Q: What happens to non-table content in the MediaWiki file?

A: The converter focuses on extracting tabular data. Non-table content such as headings, paragraphs, lists, and plain text is converted into a structured text representation with appropriate tab separation. Section headings may be preserved as context markers, and list items can be represented as individual rows.

Q: Is wiki formatting stripped from cell values?

A: Yes, all MediaWiki markup is removed from cell values during conversion. Bold markers (''' '''), italic markers ('' ''), link syntax ([[...]]), and other wiki formatting are stripped, leaving only the plain text content. This ensures clean data that can be processed by spreadsheet formulas and database queries.

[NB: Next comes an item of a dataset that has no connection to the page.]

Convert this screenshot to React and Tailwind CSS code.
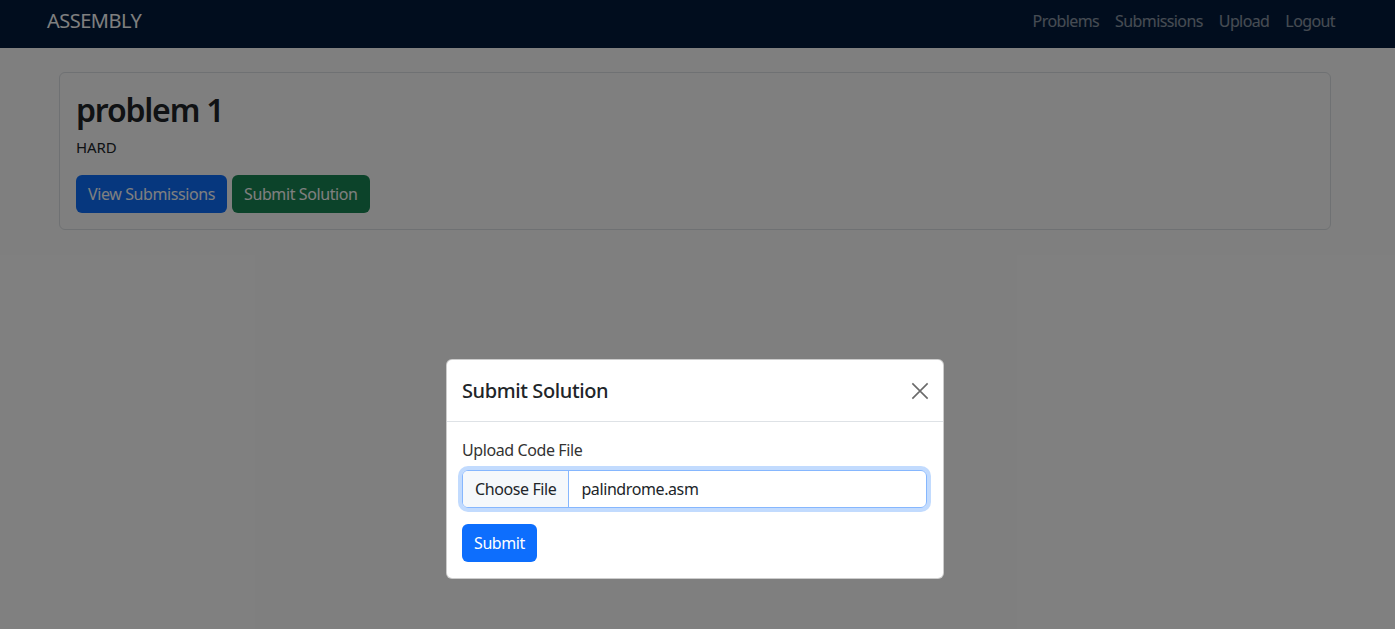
import React from "react";

export default function App() {
  const font = { fontFamily: '"Noto Sans", "Open Sans", sans-serif' };
  return (
    <div className="relative min-h-[629px] bg-white text-[#212529]" style={font}>
      <nav className="h-12 bg-[#021a3c] flex items-center justify-between pl-[47px] pr-[60px] pb-[6px]">
        <span className="text-[20px] text-white leading-none tracking-[-0.5px]">ASSEMBLY</span>
        <div className="flex items-center gap-4 text-[16px] text-white/55 tracking-[-0.6px]">
          <span>Problems</span>
          <span>Submissions</span>
          <span>Upload</span>
          <span>Logout</span>
        </div>
      </nav>
      <main className="pl-[59px] pr-[64px] pt-6">
        <div className="border border-[#dee2e6] rounded-md px-4 pt-[18px] pb-4">
          <h2 className="text-[32px] font-semibold leading-[1.2] tracking-[-1.2px]">problem 1</h2>
          <p className="text-[15px] mt-[7px] leading-[1.5] tracking-[-0.1px]">HARD</p>
          <div className="flex gap-[5px] mt-4 tracking-[-0.4px]">
            <button className="h-[38px] px-3 rounded-md bg-[#0d6efd] text-white text-[16px]">View Submissions</button>
            <button className="h-[38px] px-3 rounded-md bg-[#198754] text-white text-[16px]">Submit Solution</button>
          </div>
        </div>
      </main>

      <div className="absolute inset-0 bg-black/50" />

      <div className="absolute left-[446px] top-[359px] w-[498px] bg-white rounded-md border border-black/20 text-[#212529] tracking-[-0.4px]">
        <div className="flex items-center justify-between px-4 h-[62px] border-b border-[#dee2e6]">
          <h5 className="text-[20px] font-medium leading-[1.5] -ml-px">Submit Solution</h5>
          <svg width="18" height="18" viewBox="0 0 16 16" className="-mr-[2px] text-[#6a6a6a]">
            <path d="M1.2 1.2 L14.8 14.8 M14.8 1.2 L1.2 14.8" stroke="currentColor" strokeWidth="1.4" fill="none" />
          </svg>
        </div>
        <div className="p-4 -ml-px">
          <label className="block text-[16px] leading-[1.5] mb-2 text-[#333]">Upload Code File</label>
          <div className="flex h-[38px] rounded-md border border-[#86b7fe] shadow-[0_0_0_4px_rgba(13,110,253,0.25)] overflow-hidden">
            <div className="flex items-center px-3 bg-[#f5f8fb] border-r border-[#86b7fe] text-[16px]">Choose File</div>
            <div className="flex items-center px-3 text-[16px]">palindrome.asm</div>
          </div>
          <button className="mt-4 h-[38px] px-3 rounded-md bg-[#0d6efd] text-white text-[16px]">Submit</button>
        </div>
      </div>
    </div>
  );
}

Q: Can I import TSV data into a database?

A: Absolutely! TSV is one of the standard formats for bulk data import in most database systems. PostgreSQL (COPY command), MySQL (LOAD DATA INFILE), SQLite, and other databases support direct TSV import. This makes it easy to load wiki table data into a database for querying and analysis.

Q: Can I convert multiple MediaWiki files to TSV at once?

A: Yes! Our converter supports batch processing. Upload multiple MediaWiki files simultaneously and each will be converted to its own TSV file. This is ideal for extracting tabular data from multiple Wikipedia articles or internal wiki pages in a single operation.